Produce a word-for-word copy of the listing below without its pictures.
# SUPPLIED DATA start
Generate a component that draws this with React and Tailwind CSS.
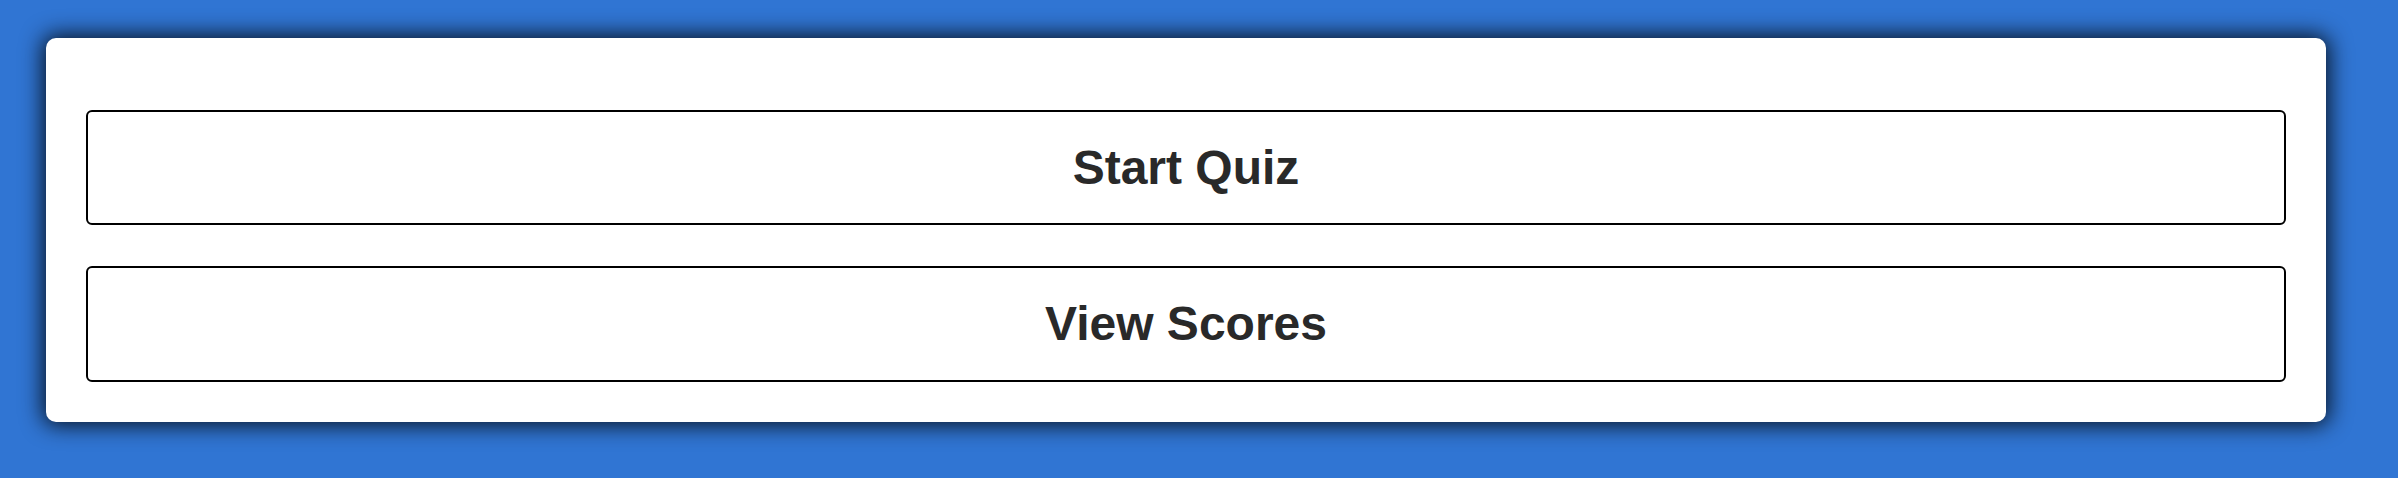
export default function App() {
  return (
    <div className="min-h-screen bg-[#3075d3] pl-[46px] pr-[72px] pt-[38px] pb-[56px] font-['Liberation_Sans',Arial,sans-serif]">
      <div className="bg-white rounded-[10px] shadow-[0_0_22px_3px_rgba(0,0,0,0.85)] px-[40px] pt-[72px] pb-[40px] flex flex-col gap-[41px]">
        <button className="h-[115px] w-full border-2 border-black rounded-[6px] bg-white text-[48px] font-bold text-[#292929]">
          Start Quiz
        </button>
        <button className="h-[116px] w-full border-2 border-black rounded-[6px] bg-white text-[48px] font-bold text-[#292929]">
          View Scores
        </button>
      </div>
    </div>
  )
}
# SUPPLIED DATA end
## [SOLUTION TO THIS EXERCISE]
Generate a component that draws this with React and Tailwind CSS.
export default function App() {
  return (
    <div className="min-h-screen bg-[#3075d3] pl-[46px] pr-[72px] pt-[38px] pb-[56px] font-['Liberation_Sans',Arial,sans-serif]">
      <div className="bg-white rounded-[10px] shadow-[0_0_22px_3px_rgba(0,0,0,0.85)] px-[40px] pt-[72px] pb-[40px] flex flex-col gap-[41px]">
        <button className="h-[115px] w-full border-2 border-black rounded-[6px] bg-white text-[48px] font-bold text-[#292929]">
          Start Quiz
        </button>
        <button className="h-[116px] w-full border-2 border-black rounded-[6px] bg-white text-[48px] font-bold text-[#292929]">
          View Scores
        </button>
      </div>
    </div>
  )
}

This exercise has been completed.